More teachers arrested in SDF raids on homes in Hasaka governorate

Feb 07, 2021

Syrian Democratic Forces (SDF) carried out raids on homes in Amouda city in the northern suburbs of Hasaka governorate on Saturday (February 6), arresting five teachers over their use of educational curricula which differed from that forcibly imposed by the SDF in the areas under the group’s control.

The Syrian Network for Human Rights reported that the arrested teachers were taken to an undisclosed location, with their phones being confiscated, preventing them from contacting their families. SNHR expressed concern that the teachers would be “subjected to torture and ultimately forcibly ‘disappeared’” like many others abducted by the group, adding that at least 3,398 Syrian citizens are still detained or forcibly disappeared in the SDF’s detention centres.

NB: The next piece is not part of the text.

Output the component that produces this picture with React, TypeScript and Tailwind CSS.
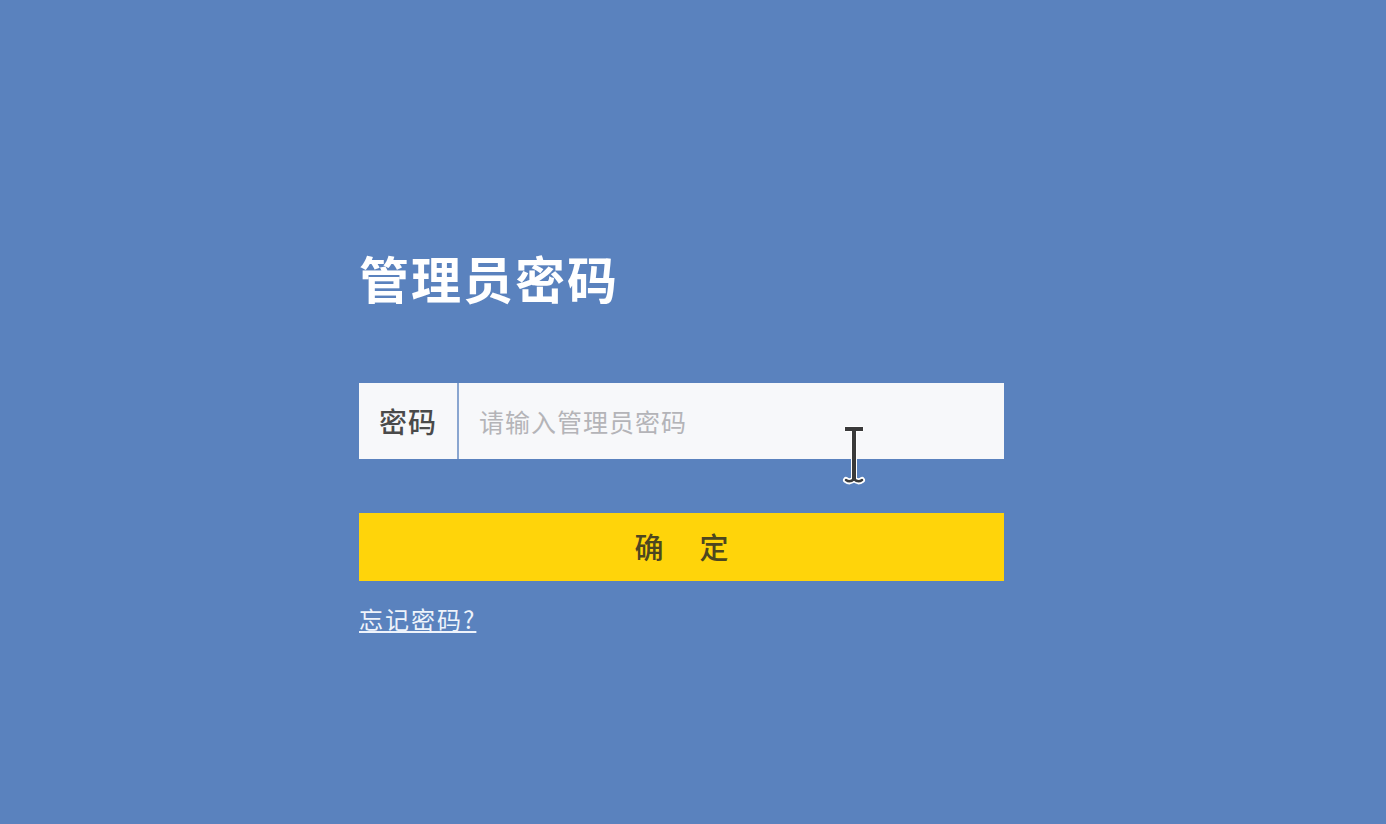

The latest SDF arrests of teachers over their departure from its educational curriculum, which is centered on support for the PKK, comes after SDF personnel violently arrested dozens of teachers and students in al Derbasiya city in Hasaka governorate on January 20 for their participation in protests against the SDF’s recent arrest of other teachers for the same reason; many of the other teachers and students were brutally beaten by SDF personnel breaking up the peaceful demonstration. All those detained were taken to an undisclosed location, with their families unable to contact them due to the SDF confiscating their phones.

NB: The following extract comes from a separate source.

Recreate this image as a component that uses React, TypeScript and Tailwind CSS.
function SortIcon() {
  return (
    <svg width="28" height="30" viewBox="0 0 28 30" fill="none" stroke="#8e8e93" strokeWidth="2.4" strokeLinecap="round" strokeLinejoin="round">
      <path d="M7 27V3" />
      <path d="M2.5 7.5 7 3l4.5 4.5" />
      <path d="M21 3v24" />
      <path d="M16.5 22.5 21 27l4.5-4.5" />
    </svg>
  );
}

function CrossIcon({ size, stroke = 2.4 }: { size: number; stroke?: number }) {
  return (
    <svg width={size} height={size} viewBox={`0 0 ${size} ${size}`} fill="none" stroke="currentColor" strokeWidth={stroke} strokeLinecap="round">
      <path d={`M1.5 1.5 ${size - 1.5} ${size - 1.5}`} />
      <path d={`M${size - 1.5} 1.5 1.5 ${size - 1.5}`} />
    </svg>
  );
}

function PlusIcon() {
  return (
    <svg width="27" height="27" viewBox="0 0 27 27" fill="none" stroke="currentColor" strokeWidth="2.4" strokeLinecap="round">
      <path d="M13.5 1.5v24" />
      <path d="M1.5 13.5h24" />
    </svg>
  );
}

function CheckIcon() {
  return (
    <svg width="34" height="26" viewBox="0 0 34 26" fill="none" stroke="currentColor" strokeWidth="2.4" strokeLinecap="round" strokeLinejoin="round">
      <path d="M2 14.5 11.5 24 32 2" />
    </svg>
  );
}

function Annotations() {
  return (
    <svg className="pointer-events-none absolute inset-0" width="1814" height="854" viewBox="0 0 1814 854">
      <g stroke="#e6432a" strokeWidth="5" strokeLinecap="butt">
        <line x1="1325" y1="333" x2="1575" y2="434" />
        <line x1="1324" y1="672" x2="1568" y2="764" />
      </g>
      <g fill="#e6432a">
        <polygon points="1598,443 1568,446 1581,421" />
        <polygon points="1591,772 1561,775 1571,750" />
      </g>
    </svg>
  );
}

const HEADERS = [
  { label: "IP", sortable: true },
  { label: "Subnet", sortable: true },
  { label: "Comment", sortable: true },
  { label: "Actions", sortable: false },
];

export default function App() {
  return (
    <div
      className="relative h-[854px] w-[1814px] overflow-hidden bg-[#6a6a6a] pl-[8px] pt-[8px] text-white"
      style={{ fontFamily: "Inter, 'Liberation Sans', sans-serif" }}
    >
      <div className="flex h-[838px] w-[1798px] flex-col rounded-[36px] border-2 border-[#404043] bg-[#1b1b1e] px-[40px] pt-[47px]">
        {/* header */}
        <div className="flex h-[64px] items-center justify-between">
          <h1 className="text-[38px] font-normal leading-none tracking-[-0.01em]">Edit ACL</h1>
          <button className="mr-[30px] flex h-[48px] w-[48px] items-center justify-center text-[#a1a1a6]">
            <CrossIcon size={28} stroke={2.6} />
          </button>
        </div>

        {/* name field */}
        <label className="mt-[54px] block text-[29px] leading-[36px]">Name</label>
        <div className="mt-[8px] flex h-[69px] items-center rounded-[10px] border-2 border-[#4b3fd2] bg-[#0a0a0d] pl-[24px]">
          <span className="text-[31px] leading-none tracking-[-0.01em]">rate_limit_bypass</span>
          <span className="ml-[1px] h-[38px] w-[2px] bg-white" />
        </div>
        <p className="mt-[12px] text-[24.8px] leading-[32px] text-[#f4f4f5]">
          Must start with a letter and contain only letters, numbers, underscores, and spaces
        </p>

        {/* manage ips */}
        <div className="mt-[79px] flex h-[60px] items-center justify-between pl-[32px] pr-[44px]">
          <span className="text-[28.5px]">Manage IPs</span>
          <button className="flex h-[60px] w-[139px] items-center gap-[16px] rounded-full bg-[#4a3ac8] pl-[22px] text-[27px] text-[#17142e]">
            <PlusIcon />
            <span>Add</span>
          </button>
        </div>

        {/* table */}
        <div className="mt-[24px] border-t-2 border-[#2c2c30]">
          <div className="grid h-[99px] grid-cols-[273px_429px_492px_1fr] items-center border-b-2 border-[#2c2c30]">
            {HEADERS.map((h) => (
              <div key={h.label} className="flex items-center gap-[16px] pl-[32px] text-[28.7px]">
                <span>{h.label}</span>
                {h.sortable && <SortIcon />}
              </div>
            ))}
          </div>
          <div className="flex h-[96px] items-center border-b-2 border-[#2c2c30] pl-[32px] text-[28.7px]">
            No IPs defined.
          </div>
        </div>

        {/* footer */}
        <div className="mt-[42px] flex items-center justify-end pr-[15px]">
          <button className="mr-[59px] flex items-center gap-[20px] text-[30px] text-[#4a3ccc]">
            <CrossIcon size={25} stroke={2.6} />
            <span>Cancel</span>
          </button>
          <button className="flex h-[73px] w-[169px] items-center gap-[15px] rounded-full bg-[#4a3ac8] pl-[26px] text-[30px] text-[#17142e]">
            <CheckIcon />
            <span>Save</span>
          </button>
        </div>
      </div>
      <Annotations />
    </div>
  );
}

Saturday’s arrests also came two days after SDF personnel arrested another Syrian media activist, identified as Ali Saleh Al Wakaa from Abu Hamam city in eastern Deir Ez-Zour governorate. Al Wakka was detained for unknown reasons while he was reporting on a visit by a delegation of officials from the International Coalition to Hajin Hospital in the eastern suburbs of Deir Ezzor governorate, where the officials were inspecting the SDF’s rehabilitation operations in the hospital.
The SDF has also arrested a number of journalists and media activists, as well as members of other Kurdish parties, over their condemnation of SDF policies. As with the teachers, students and other civilians detained by the group, human rights groups and activists have expressed grave concerns for these detainees’ wellbeing, fearing that they may be subject to torture and ‘disappeared’.

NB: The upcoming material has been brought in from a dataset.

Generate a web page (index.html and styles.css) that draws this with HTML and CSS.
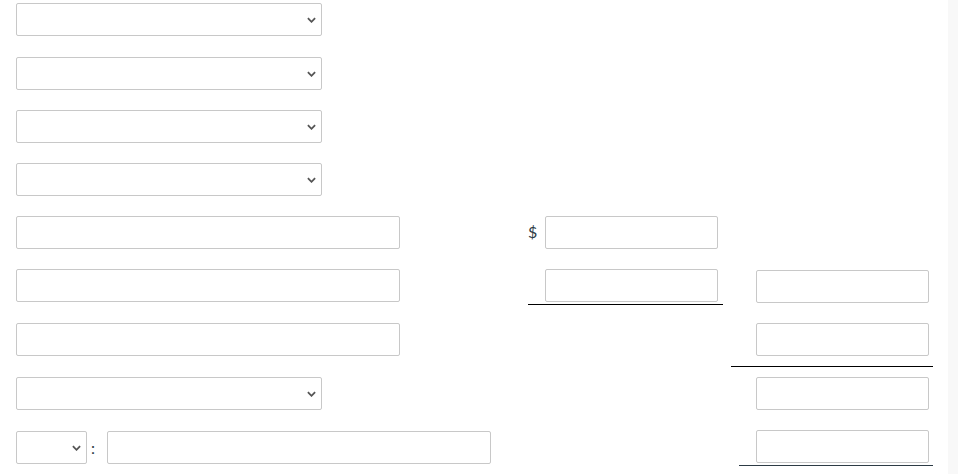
FILE: index.html
```html
<!DOCTYPE html>
<html lang="en">
<head>
  <meta charset="UTF-8" />
  <meta name="viewport" content="width=device-width, initial-scale=1.0" />
  <title>Statement Worksheet</title>
  <link rel="stylesheet" href="styles.css">
</head>
<body>
  <div class="page">
    <main class="sheet">

      <!-- row 1-4: account pickers -->
      <div class="cell label-col">
        <span class="pick wide-pick">
          <select><option></option></select>
          <svg class="chevron" viewBox="0 0 10 6"><path d="M1 1l4 4 4-4" /></svg>
        </span>
      </div>
      <div class="cell"></div>
      <div class="cell"></div>

      <div class="cell label-col">
        <span class="pick wide-pick">
          <select><option></option></select>
          <svg class="chevron" viewBox="0 0 10 6"><path d="M1 1l4 4 4-4" /></svg>
        </span>
      </div>
      <div class="cell"></div>
      <div class="cell"></div>

      <div class="cell label-col">
        <span class="pick wide-pick">
          <select><option></option></select>
          <svg class="chevron" viewBox="0 0 10 6"><path d="M1 1l4 4 4-4" /></svg>
        </span>
      </div>
      <div class="cell"></div>
      <div class="cell"></div>

      <div class="cell label-col">
        <span class="pick wide-pick">
          <select><option></option></select>
          <svg class="chevron" viewBox="0 0 10 6"><path d="M1 1l4 4 4-4" /></svg>
        </span>
      </div>
      <div class="cell"></div>
      <div class="cell"></div>

      <!-- row 5 -->
      <div class="cell label-col"><input class="text-field" type="text" /></div>
      <div class="cell amount">
        <span class="currency">$</span>
        <input class="num-field" type="text" />
      </div>
      <div class="cell"></div>

      <!-- row 6 -->
      <div class="cell label-col"><input class="text-field" type="text" /></div>
      <div class="cell amount subtotal">
        <span class="currency"></span>
        <input class="num-field" type="text" />
      </div>
      <div class="cell total-col nudge-down"><input class="num-field" type="text" /></div>

      <!-- row 7 -->
      <div class="cell label-col"><input class="text-field" type="text" /></div>
      <div class="cell"></div>
      <div class="cell total-col ruled"><input class="num-field" type="text" /></div>

      <!-- row 8 -->
      <div class="cell label-col">
        <span class="pick wide-pick">
          <select><option></option></select>
          <svg class="chevron" viewBox="0 0 10 6"><path d="M1 1l4 4 4-4" /></svg>
        </span>
      </div>
      <div class="cell"></div>
      <div class="cell total-col"><input class="num-field" type="text" /></div>

      <!-- row 9 -->
      <div class="cell label-col ratio-row">
        <span class="pick small-pick">
          <select><option></option></select>
          <svg class="chevron" viewBox="0 0 10 6"><path d="M1 1l4 4 4-4" /></svg>
        </span>
        <span class="colon">:</span>
        <input class="text-field" type="text" />
      </div>
      <div class="cell"></div>
      <div class="cell total-col final">
        <div class="final-line"><input class="num-field" type="text" /></div>
      </div>

    </main>
    <div class="scroll-track"></div>
  </div>
</body>
</html>
```

FILE: styles.css
```css
body {
  font-family: 'Lato', 'Liberation Sans', sans-serif;
  font-size: 16px;
  color: #2d3b45;
  background-color: #fff;
  margin: 0;
}

.page {
  display: flex;
  height: 100vh;
  overflow: hidden;
}

.sheet {
  flex: 1;
  display: grid;
  grid-template-columns: 512px 203px 202px;
  grid-template-rows: 54px 53px 53px 53px 53px 54px 54px 53px 44px;
  align-content: start;
  padding: 3px 0 0 16px;
}

.scroll-track {
  width: 10px;
  background-color: #f8f8f8;
}

.cell {
  display: flex;
  align-items: flex-start;
}

input,
select {
  box-sizing: border-box;
  height: 33px;
  margin: 0;
  border: 1px solid #c8c8c8;
  border-radius: 2px;
  background-color: #fff;
  font: inherit;
  color: inherit;
}

.text-field {
  width: 384px;
}

.num-field {
  width: 173px;
}

/* select with a drawn chevron */
.pick {
  position: relative;
  display: inline-block;
}

.pick select {
  appearance: none;
  -webkit-appearance: none;
  width: 100%;
  display: block;
}

.wide-pick {
  width: 306px;
}

.small-pick {
  width: 71px;
}

.chevron {
  position: absolute;
  right: 6px;
  top: 14px;
  width: 9px;
  height: 6px;
  fill: none;
  stroke: #555;
  stroke-width: 2;
  pointer-events: none;
}

.amount {
  width: 195px;
}

.currency {
  width: 17px;
  line-height: 31px;
}

.subtotal {
  height: 36px;
  box-sizing: border-box;
  padding-bottom: 2px;
  border-bottom: 1px solid #000;
}

.total-col {
  padding-left: 25px;
}

.nudge-down {
  padding-top: 1px;
}

.ruled {
  box-sizing: border-box;
  height: 44px;
  padding-bottom: 10px;
  border-bottom: 1px solid #000;
}

.ratio-row {
  padding-top: 1px;
}

.colon {
  line-height: 33px;
  margin: 0 12px 0 4px;
}

.total-col.final {
  padding-left: 8px;
}

.final-line {
  width: 194px;
  padding-left: 17px;
  padding-bottom: 2px;
  box-sizing: border-box;
  border-bottom: 1px solid #2d3b45;
}
```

The predominantly Kurdish SDF, the military wing of the PYD (Democratic Union Party or, in Kurdish, Partiya Yekîtiya Demokrat), was originally known as the YPG, but underwent ‘rebranding’ in 2017 at the suggestion of U.S. Army General Raymond Thomas, then the head of Special Operations Command. in an effort to distance it from the PKK (Kurdistan Workers Party), which is classified as a terrorist organization by Turkey and the international community. The PYD was established as a Syrian branch of the PKK in 2003, with both organizations still closely affiliated through the Kurdistan Communities Union (KCK).
Interviewed in 2017, General Thomas recalled, “We literally played back to them: ‘You have got to change your brand. What do you want to call yourselves besides the YPG?’ With about a day’s notice they declared that they are the Syrian Democratic Forces,” adding, “I thought it was a stroke of brilliance to put democracy in there somewhere. But it gave them a little bit of credibility.”

Whilst US officials have expressed no support for the SDF’s repression and targeting of dissidents, neither have they condemned these activities, with many of the raids on homes reportedly carried out with support from US forces, including from USAF helicopter gunships.